Bless Ewe Sheep Farm needs help

High feed prices are forcing the local sanctuary to rehome many of its sheep.

Amid rising costs of fuel and food, Carolynn Bernard, the owner of Bless Ewe Sheep Farm and Sanctuary, is asking the community for help to get through the winter.

Bernard, a disabled veteran, uses her disability checks to support her flock of sheep, but her fixed income isn’t stretching as far as it once did. Prices for feed have gone up 50% since last year in some cases. Now it costs $122 per day to feed Bless Ewe’s flock, Bernard said.

In order to keep the sheep fed this winter, Bernard took to GoFundMe in hopes of raising $15,000 to buy the hay needed. You can find the fundraiser by searching “Bless Ewe” on the GoFundMe website.

“The choice I had was to either send them off to slaughter and quit or just do what I can, so I’m placing as many sheep as I possibly can. I’ve been giving them away,” Bernard said.

Bless Ewe isn’t your typical sheep farm. Bernard takes in the sheep that are elderly or disabled or for some other reason would be sent to the slaughterhouse. Profit was never Bernard’s motive.

Wool and breeding stock have been Bless Ewe’s primary revenue streams. However, to stay afloat, Bernard is restructuring the Enumclaw-area farm into a sanctuary and turning her business into a non-profit.

This means rehoming many of the younger breeding stock because only the disabled and older sheep will be covered under the sanctuary, Bernard said.

A sheep on Bless Ewe Sheep Company’s farm relaxes under cover on Aug. 17, 2021. Photo by Henry Stewart-Wood/Sound Publishing

A sheep on Bless Ewe Sheep Company’s farm relaxes under cover on Aug. 17, 2021. Photo by Henry Stewart-Wood/Sound Publishing

“The goal with the sanctuary is to find placement into non-breeding pet/fiber homes for sheep that are younger and able to leave,” Bernard said in the GoFundMe post.

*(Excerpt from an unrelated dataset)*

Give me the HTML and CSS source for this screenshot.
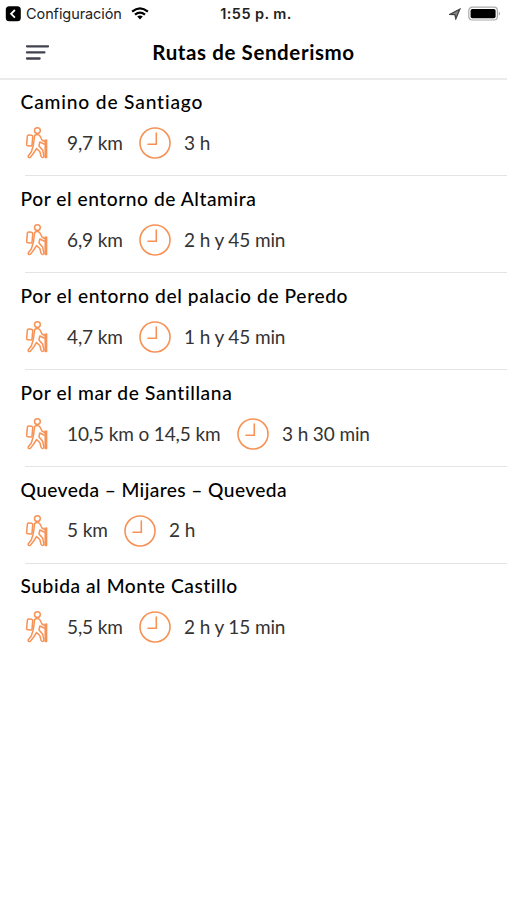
FILE: index.html
```html
<!DOCTYPE html>
<html lang="es">
<head>
<meta charset="utf-8">
<title>Rutas de Senderismo</title>
<link rel="stylesheet" href="styles.css">
</head>
<body>
<svg class="defs" width="0" height="0">
  <symbol id="hiker" viewBox="0 0 24 34">
    <g fill="none" stroke="currentColor" stroke-width="1.5" stroke-linejoin="round" stroke-linecap="round">
      <circle cx="12.4" cy="4.6" r="2.9"/>
      <rect x="2" y="9" width="5.4" height="11" rx="1.4" transform="rotate(5 4.7 14.5)"/>
      <path d="M9.7 9.4Q12.8 7.3 15 10L17 14L20.6 16.2Q20.6 18.4 19 18L14.8 16L14 20L17.7 24.3L19 30.4Q17.6 32.4 16.2 30.6L14.8 25.5L11.5 22.6L8.7 27L5.3 31.4Q2.9 32.2 3.2 30L6.4 25.7L8.4 19Z"/>
      <path d="M20.1 14V16M21.6 14V31.6H20.2V18.5"/>
    </g>
  </symbol>
  <symbol id="clock" viewBox="0 0 32 32">
    <g fill="none" stroke="currentColor" stroke-width="1.6" stroke-linecap="round">
      <circle cx="16" cy="16" r="15"/>
      <path d="M17.3 6V17.2H9"/>
    </g>
  </symbol>
</svg>
<div class="status">
  <div class="back">
    <svg width="16" height="16" viewBox="0 0 16 16"><rect x=".8" y=".3" width="15" height="15" rx="3.5"/><path d="M9.9 4L6.1 7.8L9.9 11.6" fill="none" stroke="#fff" stroke-width="1.8"/></svg>
    <span>Configuración</span>
    <svg class="wifi" width="18" height="13" viewBox="0 0 18 13"><g fill="none" stroke="#000" stroke-width="2.2"><path d="M1.1 4.6Q9 -2 16.9 4.6"/><path d="M4 7.7Q9 3.4 14 7.7"/></g><path d="M6.2 9.5Q9 7.4 11.8 9.5L9 12.4Z"/></svg>
  </div>
  <div class="time">1:55 p. m.</div>
  <div class="power">
    <svg width="12" height="12" viewBox="0 0 12 12"><path d="M1 6.3L10.8 1.2L6.8 10.8L5.9 6.6Z" fill="#888" stroke="#444" stroke-width="1.3"/></svg>
    <svg width="33" height="16" viewBox="0 0 33 16"><rect x=".8" y="1.2" width="28.6" height="12.8" rx="3.5" fill="#fff" stroke="#aaa" stroke-width="1.2"/><rect x="2.6" y="3" width="25" height="9.2" rx="1.8"/><path d="M30.8 5.5Q33 7.6 30.8 9.7Z" fill="#999"/></svg>
  </div>
</div>
<header class="bar">
  <svg class="menu" width="24" height="17" viewBox="0 0 24 17"><path d="M2 2.3H23M2 8.4H19.4M2 14.5H14.6" stroke="#41414f" stroke-width="2.3" stroke-linecap="round"/></svg>
  <h1>Rutas de Senderismo</h1>
</header>
<main>
  <section class="route"><h2 class="wide">Camino de Santiago</h2><div class="info"><svg class="hiker"><use href="#hiker"/></svg><span class="distance">9,7 km</span><svg class="clock"><use href="#clock"/></svg><span>3 h</span></div></section>
  <section class="route"><h2>Por el entorno de Altamira</h2><div class="info"><svg class="hiker"><use href="#hiker"/></svg><span class="distance">6,9 km</span><svg class="clock"><use href="#clock"/></svg><span>2 h y 45 min</span></div></section>
  <section class="route"><h2 class="roomy">Por el entorno del palacio de Peredo</h2><div class="info"><svg class="hiker"><use href="#hiker"/></svg><span class="distance">4,7 km</span><svg class="clock"><use href="#clock"/></svg><span>1 h y 45 min</span></div></section>
  <section class="route"><h2 class="roomy">Por el mar de Santillana</h2><div class="info"><svg class="hiker"><use href="#hiker"/></svg><span class="distance long">10,5 km o 14,5 km</span><svg class="clock"><use href="#clock"/></svg><span>3 h 30 min</span></div></section>
  <section class="route"><h2 class="tight">Queveda – Mijares – Queveda</h2><div class="info"><svg class="hiker"><use href="#hiker"/></svg><span class="distance short">5 km</span><svg class="clock"><use href="#clock"/></svg><span>2 h</span></div></section>
  <section class="route"><h2>Subida al Monte Castillo</h2><div class="info"><svg class="hiker"><use href="#hiker"/></svg><span class="distance">5,5 km</span><svg class="clock"><use href="#clock"/></svg><span>2 h y 15 min</span></div></section>
</main>
</body>
</html>
```
FILE: styles.css
```css
* { box-sizing: border-box; }
body { margin: 0; background: #fff; color: #000; font-family: Lato, "Open Sans", sans-serif; height: 900px; overflow: hidden; }
svg { display: block; flex: none; }
.defs { position: absolute; }
.status { height: 27px; display: grid; grid-template-columns: 1fr auto 1fr; padding: 0 6px 0 5px; align-items: center; font-family: Inter, sans-serif; font-size: 14.5px; }
.back { display: flex; align-items: center; gap: 5px; color: #222; white-space: nowrap; }
.back span { width: 95px; letter-spacing: -.08px; }
.back .wifi { margin-left: 5px; }
.time { font-weight: 600; font-size: 14.5px; letter-spacing: .4px; color: #222; white-space: nowrap; padding-left: 6px; }
.power { display: flex; justify-content: flex-end; align-items: center; gap: 7px; }
.bar { height: 53px; padding-bottom: 1px; border-bottom: 2px solid #ebebeb; display: grid; grid-template-columns: 100px 1fr 100px; align-items: center; }
.menu { margin: 0 0 0 24.5px; }
.bar h1 { margin: 0; text-align: center; font-size: 20.5px; line-height: 28px; font-weight: 700; letter-spacing: .6px; white-space: nowrap; }
.route { height: 96.9px; padding: 8px 0 0 20.5px; background: linear-gradient(#e4e4e4, #e4e4e4) 25px calc(100% - .5px) / 100% 1px no-repeat; }
.route:last-child { background: none; }
.route h2 { margin: 0; height: 28px; line-height: 27px; font-size: 19.2px; font-weight: 500; letter-spacing: .55px; white-space: nowrap; }
.route h2.wide { letter-spacing: .84px; }
.route h2.roomy { letter-spacing: .62px; }
.route h2.tight { letter-spacing: .4px; }
.info { display: flex; align-items: center; height: 32px; margin-top: 11px; font-size: 19px; line-height: 24px; letter-spacing: -.12px; color: #333; white-space: nowrap; }
.info span { padding-bottom: .3px; }
.hiker { width: 24px; height: 34px; margin: 0 18px 0 4.5px; color: #f79256; }
.distance { width: 56px; margin-right: 16px; }
.distance.long { width: 154px; }
.distance.short { width: 41px; }
.clock { width: 32px; height: 32px; margin-right: 13px; color: #f79256; }
```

Bernard plans to use her own income to take care of the remaining sheep that aren’t covered by the sanctuary. Breeding sheep is a feed-intensive process, so by halting breeding, Bless Ewe will be able to save on feed costs, Bernard said.

Sheep that aren’t being used for breeding also create better wool, so their fleeces will be easier to sell.

To create an additional revenue stream, Bless Ewe is making a Patreon in which subscribers can virtually adopt sheep and have access to barn cams, Zoom calls and other content and merchandise. Bernard also plans to use Patreon to share her story as a veteran turned sheep farmer.

Bernard got into raising sheep in a roundabout way: through training border collies. In 2008, she was training border collies for competition and realized that in order to take the training to the next level, she would need to have some sheep.

After buying a few sheep, she quickly fell in love with the animals and their intelligence, temperament and affection. Bernard shifted her focus from training dogs to raising sheep and created Bless Ewe.

As a disabled veteran, working with sheep has helped Bernard get through some rough parts of her life.

“I have worked with a lot of veterans in the past and one of the things that these sheep do as prey animals, you have to figure out really quickly how to manage your moods and the energy you’re projecting,” Bernard said. “If you are amped up, if you have the wrong energy, if you have the wrong mindset, they won’t have anything to do with you. Because they’re prey animals, and they’re not taking off, you know you’re safe and that’s the biggest thing for me when I’m around these sheep I don’t have to be on guard.”